What you need to do »
Search the records for "React" and copy each line that holds it.

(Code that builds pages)
= = =

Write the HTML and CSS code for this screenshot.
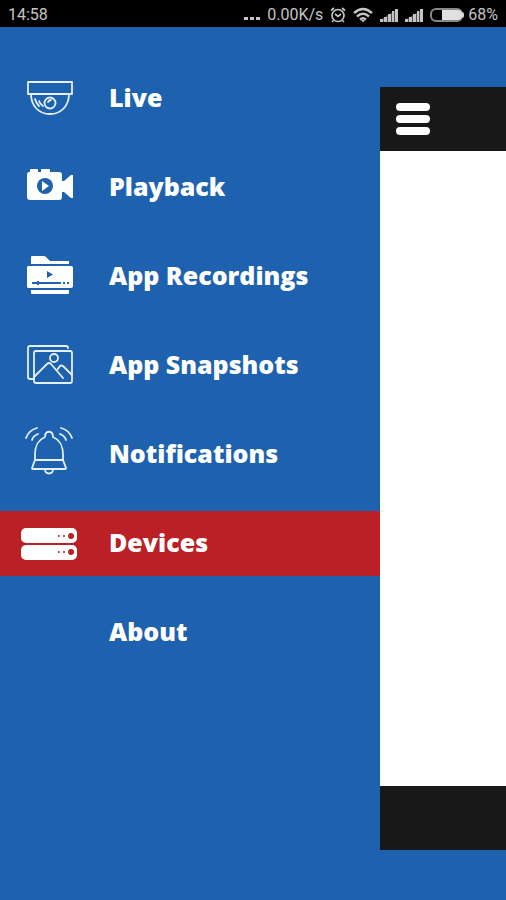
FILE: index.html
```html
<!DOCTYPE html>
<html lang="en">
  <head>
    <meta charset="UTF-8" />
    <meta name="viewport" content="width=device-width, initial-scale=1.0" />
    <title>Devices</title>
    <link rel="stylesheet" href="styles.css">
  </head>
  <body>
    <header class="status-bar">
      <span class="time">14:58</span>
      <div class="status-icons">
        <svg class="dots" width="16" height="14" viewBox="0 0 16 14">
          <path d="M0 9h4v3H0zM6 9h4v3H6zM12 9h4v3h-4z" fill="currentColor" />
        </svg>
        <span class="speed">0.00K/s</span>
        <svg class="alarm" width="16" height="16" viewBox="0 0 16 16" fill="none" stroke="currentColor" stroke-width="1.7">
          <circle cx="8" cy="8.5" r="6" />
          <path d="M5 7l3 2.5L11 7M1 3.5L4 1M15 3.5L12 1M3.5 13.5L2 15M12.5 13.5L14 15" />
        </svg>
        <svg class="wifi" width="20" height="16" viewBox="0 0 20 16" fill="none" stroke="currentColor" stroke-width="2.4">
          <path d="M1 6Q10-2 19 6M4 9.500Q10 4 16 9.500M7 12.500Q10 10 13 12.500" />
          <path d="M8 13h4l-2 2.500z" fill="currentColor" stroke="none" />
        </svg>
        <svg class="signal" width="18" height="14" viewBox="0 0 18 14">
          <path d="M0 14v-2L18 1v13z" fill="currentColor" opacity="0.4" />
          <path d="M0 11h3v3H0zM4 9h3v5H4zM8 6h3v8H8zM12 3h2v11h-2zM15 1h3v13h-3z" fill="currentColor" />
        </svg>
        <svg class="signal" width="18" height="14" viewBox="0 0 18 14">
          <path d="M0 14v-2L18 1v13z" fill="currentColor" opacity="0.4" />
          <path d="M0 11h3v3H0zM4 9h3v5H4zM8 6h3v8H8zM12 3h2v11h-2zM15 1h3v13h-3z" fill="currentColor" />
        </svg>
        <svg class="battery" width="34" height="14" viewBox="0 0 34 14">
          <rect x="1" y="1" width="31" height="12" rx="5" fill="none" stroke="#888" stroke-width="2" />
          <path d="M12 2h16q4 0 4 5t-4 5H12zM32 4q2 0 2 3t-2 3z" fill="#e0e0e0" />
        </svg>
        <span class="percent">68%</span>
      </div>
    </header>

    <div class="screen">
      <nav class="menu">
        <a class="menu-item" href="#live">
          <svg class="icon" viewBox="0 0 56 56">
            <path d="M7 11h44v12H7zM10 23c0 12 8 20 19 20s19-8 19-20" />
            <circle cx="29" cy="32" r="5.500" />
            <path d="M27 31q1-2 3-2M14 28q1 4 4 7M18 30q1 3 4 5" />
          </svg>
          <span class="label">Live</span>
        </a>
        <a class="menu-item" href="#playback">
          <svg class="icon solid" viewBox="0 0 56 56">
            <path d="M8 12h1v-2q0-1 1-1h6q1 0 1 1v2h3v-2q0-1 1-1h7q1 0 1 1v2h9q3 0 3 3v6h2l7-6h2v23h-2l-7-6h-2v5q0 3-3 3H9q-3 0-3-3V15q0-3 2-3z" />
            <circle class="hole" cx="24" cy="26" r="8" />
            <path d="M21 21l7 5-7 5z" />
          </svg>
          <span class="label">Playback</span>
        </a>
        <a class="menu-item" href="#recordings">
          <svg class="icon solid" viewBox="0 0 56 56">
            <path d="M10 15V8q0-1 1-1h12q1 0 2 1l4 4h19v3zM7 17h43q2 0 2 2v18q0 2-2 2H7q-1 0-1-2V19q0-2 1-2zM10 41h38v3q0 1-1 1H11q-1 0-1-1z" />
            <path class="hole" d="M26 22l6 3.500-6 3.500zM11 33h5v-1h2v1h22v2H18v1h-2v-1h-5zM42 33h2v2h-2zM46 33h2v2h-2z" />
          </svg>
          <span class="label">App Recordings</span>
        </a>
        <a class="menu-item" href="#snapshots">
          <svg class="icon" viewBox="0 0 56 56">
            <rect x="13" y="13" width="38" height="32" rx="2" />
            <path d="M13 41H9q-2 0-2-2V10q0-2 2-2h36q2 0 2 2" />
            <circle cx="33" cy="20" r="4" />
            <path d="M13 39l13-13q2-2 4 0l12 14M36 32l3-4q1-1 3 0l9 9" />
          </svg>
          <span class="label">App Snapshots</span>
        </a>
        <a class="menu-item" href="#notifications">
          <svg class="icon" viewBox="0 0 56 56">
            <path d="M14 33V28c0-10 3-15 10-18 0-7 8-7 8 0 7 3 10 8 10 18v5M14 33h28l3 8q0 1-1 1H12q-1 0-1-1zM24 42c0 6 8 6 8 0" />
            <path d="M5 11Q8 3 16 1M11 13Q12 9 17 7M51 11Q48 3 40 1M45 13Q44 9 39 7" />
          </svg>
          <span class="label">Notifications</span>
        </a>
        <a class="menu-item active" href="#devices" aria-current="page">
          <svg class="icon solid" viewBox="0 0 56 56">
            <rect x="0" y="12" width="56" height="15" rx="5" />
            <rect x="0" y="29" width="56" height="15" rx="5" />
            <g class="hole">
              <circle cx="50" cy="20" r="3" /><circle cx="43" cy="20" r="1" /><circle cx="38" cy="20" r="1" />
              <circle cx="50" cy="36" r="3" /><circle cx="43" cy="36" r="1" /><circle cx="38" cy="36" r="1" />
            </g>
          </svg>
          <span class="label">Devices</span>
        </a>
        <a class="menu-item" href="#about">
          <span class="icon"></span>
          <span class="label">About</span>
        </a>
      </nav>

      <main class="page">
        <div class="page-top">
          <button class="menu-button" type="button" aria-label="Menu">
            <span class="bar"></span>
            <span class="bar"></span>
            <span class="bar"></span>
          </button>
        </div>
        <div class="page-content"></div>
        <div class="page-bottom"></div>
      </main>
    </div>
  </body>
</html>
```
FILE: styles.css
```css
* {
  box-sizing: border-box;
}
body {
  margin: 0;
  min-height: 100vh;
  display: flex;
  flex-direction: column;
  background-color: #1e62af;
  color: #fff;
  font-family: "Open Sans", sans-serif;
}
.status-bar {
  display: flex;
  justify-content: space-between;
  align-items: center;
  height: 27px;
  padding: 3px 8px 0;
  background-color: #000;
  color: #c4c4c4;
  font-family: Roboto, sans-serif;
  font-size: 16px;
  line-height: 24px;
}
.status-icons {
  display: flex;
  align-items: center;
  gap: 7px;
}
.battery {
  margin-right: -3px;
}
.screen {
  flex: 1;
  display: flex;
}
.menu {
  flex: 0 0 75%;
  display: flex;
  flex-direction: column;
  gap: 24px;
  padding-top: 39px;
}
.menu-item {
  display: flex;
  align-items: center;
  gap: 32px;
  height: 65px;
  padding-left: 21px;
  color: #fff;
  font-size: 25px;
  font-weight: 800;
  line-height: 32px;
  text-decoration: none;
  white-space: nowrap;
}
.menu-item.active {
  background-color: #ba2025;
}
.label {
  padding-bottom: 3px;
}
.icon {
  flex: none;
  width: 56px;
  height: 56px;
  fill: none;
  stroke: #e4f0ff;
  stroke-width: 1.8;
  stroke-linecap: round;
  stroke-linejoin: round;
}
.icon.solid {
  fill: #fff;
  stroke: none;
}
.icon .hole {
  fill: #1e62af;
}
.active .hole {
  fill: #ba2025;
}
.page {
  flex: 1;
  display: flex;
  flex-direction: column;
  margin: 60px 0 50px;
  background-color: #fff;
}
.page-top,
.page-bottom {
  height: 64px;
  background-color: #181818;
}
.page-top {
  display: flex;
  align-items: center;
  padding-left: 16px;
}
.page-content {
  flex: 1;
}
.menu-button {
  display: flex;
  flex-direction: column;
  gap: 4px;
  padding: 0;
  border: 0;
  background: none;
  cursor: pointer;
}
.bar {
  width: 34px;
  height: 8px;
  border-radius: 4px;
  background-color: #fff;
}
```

= = =

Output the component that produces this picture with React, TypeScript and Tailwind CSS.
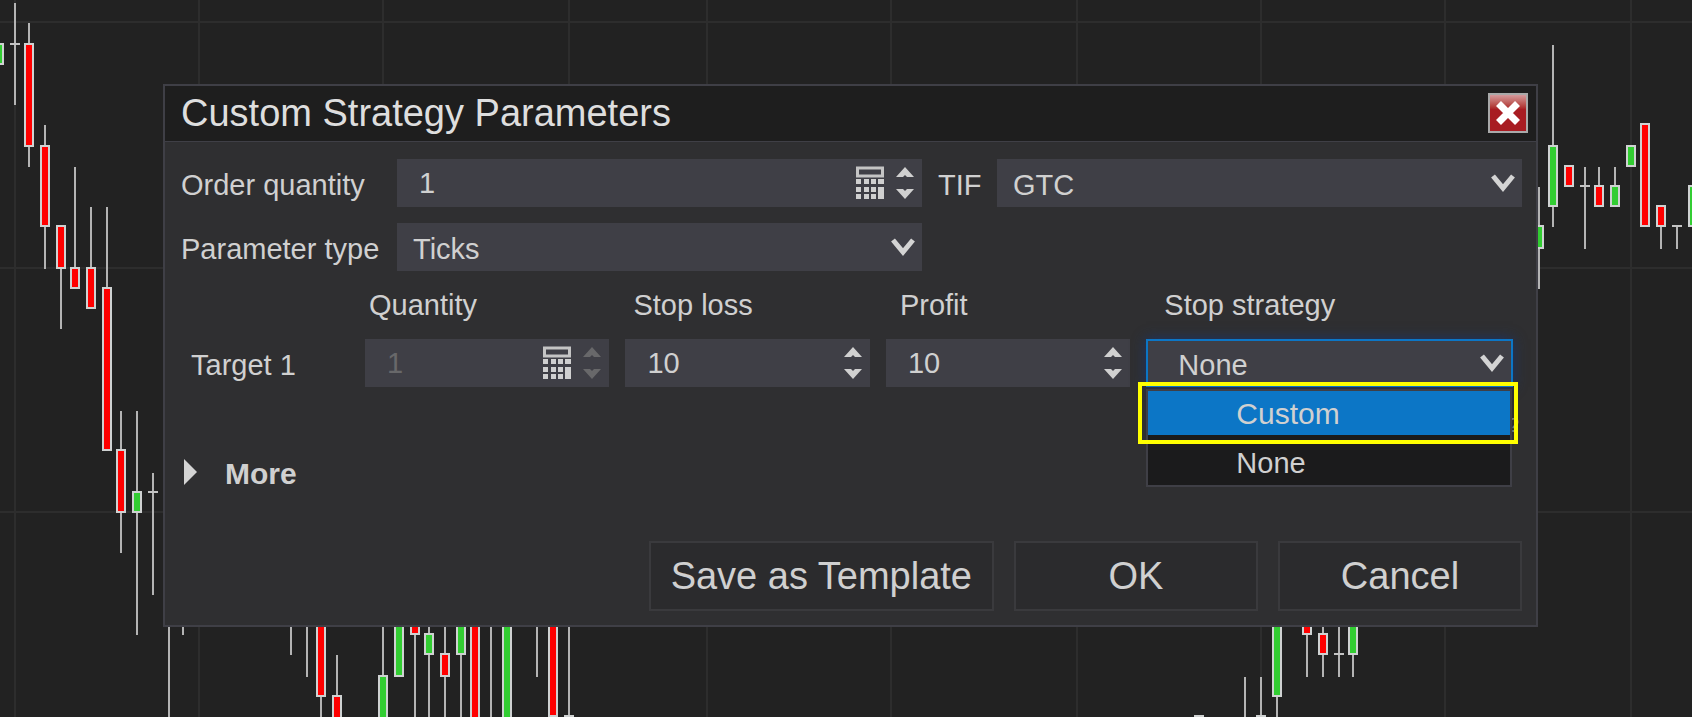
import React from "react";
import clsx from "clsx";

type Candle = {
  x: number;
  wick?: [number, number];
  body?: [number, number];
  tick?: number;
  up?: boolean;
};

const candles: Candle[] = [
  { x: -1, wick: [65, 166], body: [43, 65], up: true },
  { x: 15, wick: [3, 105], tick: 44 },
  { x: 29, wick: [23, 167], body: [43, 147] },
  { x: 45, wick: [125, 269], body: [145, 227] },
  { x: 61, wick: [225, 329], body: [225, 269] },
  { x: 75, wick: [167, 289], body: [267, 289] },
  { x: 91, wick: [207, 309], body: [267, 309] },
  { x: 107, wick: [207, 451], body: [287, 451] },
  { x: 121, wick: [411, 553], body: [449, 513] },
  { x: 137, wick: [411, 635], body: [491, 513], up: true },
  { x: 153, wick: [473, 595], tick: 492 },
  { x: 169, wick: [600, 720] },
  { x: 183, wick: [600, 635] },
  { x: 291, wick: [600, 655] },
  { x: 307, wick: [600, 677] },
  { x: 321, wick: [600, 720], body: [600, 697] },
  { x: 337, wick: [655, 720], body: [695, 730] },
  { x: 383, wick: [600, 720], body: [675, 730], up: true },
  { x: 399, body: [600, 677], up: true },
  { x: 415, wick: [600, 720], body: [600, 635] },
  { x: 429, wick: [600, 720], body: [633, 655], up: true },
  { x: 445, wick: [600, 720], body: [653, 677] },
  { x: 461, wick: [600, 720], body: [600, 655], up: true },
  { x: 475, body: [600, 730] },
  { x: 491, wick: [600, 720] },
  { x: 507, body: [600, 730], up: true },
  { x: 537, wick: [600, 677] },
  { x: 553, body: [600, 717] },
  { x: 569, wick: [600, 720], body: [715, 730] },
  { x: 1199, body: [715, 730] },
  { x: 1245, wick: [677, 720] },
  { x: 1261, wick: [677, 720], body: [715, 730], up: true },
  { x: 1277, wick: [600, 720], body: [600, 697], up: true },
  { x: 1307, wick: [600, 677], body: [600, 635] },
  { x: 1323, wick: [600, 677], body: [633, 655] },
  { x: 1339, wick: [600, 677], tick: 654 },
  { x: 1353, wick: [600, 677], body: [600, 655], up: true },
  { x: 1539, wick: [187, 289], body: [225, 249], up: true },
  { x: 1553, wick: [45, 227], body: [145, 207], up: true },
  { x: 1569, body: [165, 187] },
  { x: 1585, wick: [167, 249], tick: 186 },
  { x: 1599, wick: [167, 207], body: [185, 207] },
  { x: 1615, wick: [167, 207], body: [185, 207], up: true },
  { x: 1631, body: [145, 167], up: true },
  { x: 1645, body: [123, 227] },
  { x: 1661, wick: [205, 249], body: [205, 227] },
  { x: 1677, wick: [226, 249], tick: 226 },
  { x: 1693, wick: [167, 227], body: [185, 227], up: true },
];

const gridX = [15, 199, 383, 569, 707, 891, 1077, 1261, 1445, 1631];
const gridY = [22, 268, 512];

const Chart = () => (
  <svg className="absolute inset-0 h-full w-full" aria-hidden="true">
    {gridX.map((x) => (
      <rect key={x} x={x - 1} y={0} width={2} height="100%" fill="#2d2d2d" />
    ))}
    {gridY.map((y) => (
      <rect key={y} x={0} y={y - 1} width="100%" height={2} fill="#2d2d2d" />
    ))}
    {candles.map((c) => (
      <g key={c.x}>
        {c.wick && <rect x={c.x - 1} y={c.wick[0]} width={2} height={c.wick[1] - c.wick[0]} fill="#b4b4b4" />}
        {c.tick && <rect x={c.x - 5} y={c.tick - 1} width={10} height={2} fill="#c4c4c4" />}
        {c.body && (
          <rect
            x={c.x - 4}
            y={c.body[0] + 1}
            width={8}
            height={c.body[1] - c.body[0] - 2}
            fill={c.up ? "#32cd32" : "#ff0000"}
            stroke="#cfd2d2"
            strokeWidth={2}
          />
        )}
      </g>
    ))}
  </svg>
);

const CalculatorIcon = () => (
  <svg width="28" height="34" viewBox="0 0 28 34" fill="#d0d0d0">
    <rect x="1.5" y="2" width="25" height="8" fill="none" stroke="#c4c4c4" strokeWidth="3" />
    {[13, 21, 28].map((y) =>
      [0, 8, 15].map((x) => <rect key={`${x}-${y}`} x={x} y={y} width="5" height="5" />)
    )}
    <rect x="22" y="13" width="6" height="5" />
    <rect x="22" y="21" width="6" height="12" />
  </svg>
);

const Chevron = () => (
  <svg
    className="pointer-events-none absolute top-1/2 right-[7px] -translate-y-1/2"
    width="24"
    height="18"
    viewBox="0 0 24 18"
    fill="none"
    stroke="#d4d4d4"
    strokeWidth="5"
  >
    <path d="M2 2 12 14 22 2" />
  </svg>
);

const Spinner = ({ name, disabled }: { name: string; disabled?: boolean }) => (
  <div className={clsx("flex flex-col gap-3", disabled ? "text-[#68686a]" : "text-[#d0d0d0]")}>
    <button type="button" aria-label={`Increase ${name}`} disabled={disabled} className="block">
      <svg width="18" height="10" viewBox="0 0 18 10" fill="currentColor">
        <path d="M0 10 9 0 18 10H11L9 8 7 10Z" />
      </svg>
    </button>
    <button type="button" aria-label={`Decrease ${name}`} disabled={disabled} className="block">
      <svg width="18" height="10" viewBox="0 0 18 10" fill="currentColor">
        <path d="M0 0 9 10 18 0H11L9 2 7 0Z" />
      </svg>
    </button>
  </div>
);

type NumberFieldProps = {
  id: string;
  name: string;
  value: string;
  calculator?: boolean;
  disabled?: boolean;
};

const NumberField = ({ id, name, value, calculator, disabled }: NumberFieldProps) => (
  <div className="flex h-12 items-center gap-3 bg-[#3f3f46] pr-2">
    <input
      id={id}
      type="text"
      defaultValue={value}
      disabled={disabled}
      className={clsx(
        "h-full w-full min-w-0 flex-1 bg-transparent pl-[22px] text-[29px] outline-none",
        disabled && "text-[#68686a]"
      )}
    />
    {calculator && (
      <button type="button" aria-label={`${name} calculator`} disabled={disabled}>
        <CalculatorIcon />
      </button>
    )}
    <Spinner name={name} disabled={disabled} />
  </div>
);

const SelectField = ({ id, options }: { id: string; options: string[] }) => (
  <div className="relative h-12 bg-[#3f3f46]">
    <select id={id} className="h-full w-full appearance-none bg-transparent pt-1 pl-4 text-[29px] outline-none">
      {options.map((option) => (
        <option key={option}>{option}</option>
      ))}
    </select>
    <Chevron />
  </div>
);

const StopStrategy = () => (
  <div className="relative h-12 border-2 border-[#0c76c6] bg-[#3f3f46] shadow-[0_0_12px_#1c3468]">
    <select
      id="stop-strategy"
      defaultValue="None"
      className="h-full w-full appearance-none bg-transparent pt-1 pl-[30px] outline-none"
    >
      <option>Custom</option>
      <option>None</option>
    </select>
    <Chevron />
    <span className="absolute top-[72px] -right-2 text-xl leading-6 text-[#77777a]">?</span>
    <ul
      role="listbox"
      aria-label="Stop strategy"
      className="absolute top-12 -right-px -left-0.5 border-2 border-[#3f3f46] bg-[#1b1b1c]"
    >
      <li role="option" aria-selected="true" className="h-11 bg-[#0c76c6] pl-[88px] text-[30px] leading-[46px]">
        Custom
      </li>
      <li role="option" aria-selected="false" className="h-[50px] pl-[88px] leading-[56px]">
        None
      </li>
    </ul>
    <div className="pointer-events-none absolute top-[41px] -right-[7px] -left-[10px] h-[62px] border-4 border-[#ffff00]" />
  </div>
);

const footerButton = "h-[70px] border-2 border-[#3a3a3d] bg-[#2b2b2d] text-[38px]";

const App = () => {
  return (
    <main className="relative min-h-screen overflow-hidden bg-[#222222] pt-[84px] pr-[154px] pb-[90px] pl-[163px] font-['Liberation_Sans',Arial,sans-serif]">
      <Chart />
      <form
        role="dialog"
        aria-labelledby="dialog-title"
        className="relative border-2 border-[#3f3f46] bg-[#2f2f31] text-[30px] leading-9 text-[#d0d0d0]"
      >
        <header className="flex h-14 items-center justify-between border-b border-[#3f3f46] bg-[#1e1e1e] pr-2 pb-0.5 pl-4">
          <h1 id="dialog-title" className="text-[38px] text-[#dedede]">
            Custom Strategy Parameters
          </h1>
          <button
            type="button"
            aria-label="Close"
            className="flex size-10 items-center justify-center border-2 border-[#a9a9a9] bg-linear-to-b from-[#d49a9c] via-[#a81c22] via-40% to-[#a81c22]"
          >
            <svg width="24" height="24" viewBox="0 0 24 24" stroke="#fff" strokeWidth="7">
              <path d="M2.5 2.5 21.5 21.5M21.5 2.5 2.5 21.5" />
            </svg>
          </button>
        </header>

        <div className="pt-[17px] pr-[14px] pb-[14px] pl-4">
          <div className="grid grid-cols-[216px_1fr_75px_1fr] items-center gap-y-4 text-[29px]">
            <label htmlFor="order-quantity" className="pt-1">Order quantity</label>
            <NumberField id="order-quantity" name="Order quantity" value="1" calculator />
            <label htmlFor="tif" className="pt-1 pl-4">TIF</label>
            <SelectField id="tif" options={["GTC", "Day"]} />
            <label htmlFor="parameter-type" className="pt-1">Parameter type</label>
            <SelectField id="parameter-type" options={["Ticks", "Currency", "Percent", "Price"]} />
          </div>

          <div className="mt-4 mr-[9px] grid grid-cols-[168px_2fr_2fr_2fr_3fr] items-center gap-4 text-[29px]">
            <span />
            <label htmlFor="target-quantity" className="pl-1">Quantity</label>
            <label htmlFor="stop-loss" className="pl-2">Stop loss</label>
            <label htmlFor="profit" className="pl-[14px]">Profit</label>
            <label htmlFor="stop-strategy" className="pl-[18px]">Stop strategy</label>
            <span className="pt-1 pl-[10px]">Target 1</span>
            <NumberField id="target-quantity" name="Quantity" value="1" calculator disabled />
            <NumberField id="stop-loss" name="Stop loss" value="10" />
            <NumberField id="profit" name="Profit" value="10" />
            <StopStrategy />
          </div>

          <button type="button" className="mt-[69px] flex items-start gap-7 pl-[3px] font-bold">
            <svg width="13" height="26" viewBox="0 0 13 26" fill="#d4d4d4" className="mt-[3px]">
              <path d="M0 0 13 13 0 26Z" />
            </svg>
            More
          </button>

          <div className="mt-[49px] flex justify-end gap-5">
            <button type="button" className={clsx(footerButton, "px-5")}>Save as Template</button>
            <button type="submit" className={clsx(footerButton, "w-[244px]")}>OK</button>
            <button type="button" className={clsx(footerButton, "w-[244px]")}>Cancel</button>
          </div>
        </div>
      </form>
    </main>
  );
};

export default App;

= = =

Finished answer »
Output the component that produces this picture with React, TypeScript and Tailwind CSS.
import React from "react";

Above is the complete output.